Web page code records
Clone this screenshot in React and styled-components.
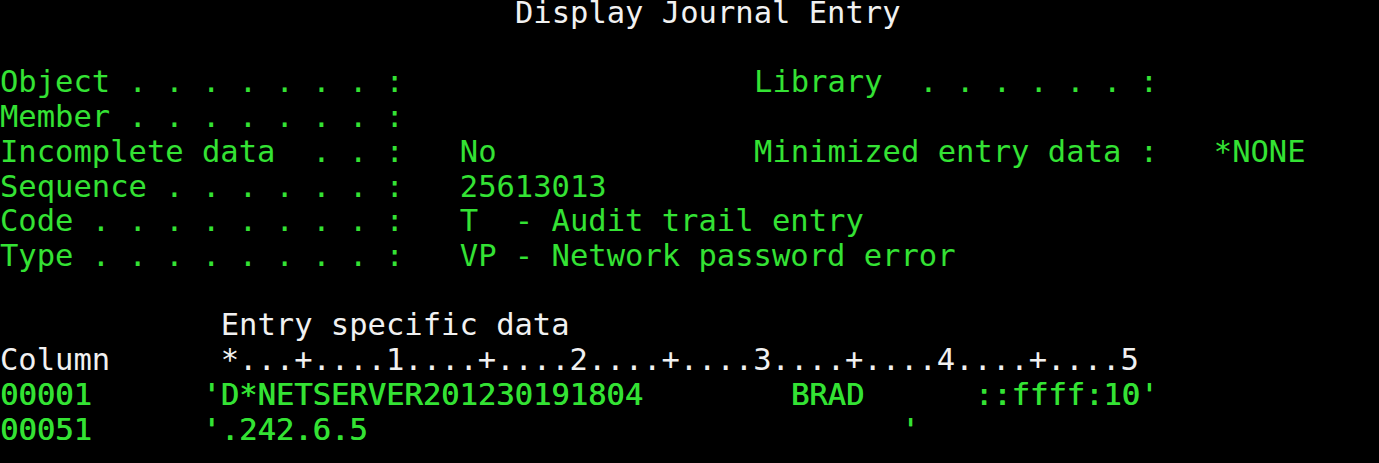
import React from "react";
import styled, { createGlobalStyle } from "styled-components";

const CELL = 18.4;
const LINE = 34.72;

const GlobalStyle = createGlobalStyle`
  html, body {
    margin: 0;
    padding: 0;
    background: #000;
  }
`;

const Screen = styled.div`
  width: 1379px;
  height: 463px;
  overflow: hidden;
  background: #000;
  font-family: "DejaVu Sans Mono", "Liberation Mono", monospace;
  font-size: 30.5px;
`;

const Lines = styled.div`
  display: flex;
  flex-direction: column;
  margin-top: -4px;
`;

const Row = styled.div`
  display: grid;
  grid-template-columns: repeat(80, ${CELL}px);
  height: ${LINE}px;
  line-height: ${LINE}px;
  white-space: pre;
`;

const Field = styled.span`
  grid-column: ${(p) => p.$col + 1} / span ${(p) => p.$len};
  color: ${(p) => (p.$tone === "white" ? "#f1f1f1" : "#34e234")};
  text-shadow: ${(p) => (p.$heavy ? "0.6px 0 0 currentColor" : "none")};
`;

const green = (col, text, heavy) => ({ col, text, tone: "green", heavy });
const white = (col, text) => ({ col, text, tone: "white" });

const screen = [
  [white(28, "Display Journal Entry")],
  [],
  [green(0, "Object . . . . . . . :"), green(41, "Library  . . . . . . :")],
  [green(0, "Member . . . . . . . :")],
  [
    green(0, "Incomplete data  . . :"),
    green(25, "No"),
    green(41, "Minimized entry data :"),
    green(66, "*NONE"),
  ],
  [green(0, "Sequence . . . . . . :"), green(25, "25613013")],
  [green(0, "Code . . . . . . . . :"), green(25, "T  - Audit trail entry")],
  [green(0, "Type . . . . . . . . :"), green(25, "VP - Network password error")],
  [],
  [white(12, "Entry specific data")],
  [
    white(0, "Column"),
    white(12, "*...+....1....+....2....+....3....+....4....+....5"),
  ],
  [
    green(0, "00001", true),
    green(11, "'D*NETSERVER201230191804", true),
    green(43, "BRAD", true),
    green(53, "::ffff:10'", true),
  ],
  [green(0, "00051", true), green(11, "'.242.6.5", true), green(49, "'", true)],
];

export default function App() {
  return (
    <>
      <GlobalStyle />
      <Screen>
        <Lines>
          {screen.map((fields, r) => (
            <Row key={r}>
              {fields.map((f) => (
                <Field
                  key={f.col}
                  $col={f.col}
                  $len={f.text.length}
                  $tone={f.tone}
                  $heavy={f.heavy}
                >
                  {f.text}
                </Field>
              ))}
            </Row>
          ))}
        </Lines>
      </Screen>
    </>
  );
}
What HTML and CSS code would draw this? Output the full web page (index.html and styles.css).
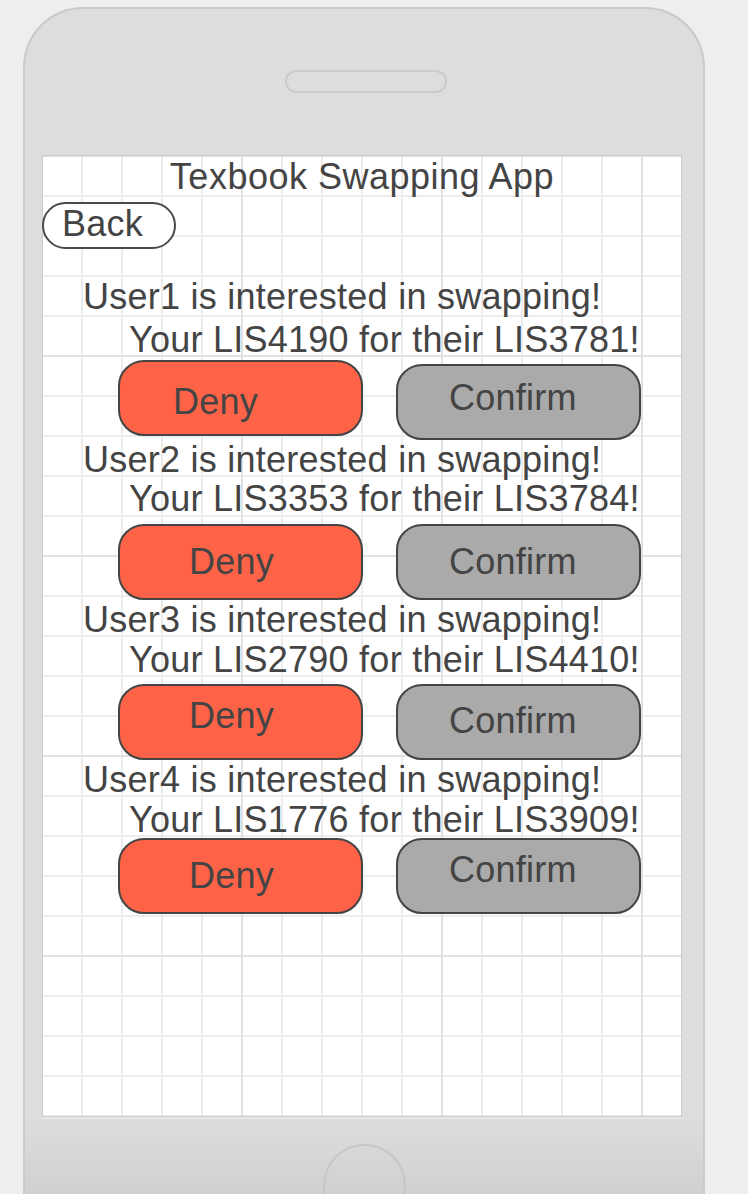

• _EXERCISE GOAL_: Make a verbatim copy of all the entries and strip out the pictures.

• _FINISHED TASK_:
Clone this screenshot in React and styled-components.
import React from "react";
import styled, { createGlobalStyle } from "styled-components";

const CELL = 18.4;
const LINE = 34.72;

const GlobalStyle = createGlobalStyle`
  html, body {
    margin: 0;
    padding: 0;
    background: #000;
  }
`;

const Screen = styled.div`
  width: 1379px;
  height: 463px;
  overflow: hidden;
  background: #000;
  font-family: "DejaVu Sans Mono", "Liberation Mono", monospace;
  font-size: 30.5px;
`;

const Lines = styled.div`
  display: flex;
  flex-direction: column;
  margin-top: -4px;
`;

const Row = styled.div`
  display: grid;
  grid-template-columns: repeat(80, ${CELL}px);
  height: ${LINE}px;
  line-height: ${LINE}px;
  white-space: pre;
`;

const Field = styled.span`
  grid-column: ${(p) => p.$col + 1} / span ${(p) => p.$len};
  color: ${(p) => (p.$tone === "white" ? "#f1f1f1" : "#34e234")};
  text-shadow: ${(p) => (p.$heavy ? "0.6px 0 0 currentColor" : "none")};
`;

const green = (col, text, heavy) => ({ col, text, tone: "green", heavy });
const white = (col, text) => ({ col, text, tone: "white" });

const screen = [
  [white(28, "Display Journal Entry")],
  [],
  [green(0, "Object . . . . . . . :"), green(41, "Library  . . . . . . :")],
  [green(0, "Member . . . . . . . :")],
  [
    green(0, "Incomplete data  . . :"),
    green(25, "No"),
    green(41, "Minimized entry data :"),
    green(66, "*NONE"),
  ],
  [green(0, "Sequence . . . . . . :"), green(25, "25613013")],
  [green(0, "Code . . . . . . . . :"), green(25, "T  - Audit trail entry")],
  [green(0, "Type . . . . . . . . :"), green(25, "VP - Network password error")],
  [],
  [white(12, "Entry specific data")],
  [
    white(0, "Column"),
    white(12, "*...+....1....+....2....+....3....+....4....+....5"),
  ],
  [
    green(0, "00001", true),
    green(11, "'D*NETSERVER201230191804", true),
    green(43, "BRAD", true),
    green(53, "::ffff:10'", true),
  ],
  [green(0, "00051", true), green(11, "'.242.6.5", true), green(49, "'", true)],
];

export default function App() {
  return (
    <>
      <GlobalStyle />
      <Screen>
        <Lines>
          {screen.map((fields, r) => (
            <Row key={r}>
              {fields.map((f) => (
                <Field
                  key={f.col}
                  $col={f.col}
                  $len={f.text.length}
                  $tone={f.tone}
                  $heavy={f.heavy}
                >
                  {f.text}
                </Field>
              ))}
            </Row>
          ))}
        </Lines>
      </Screen>
    </>
  );
}
What HTML and CSS code would draw this? Output the full web page (index.html and styles.css).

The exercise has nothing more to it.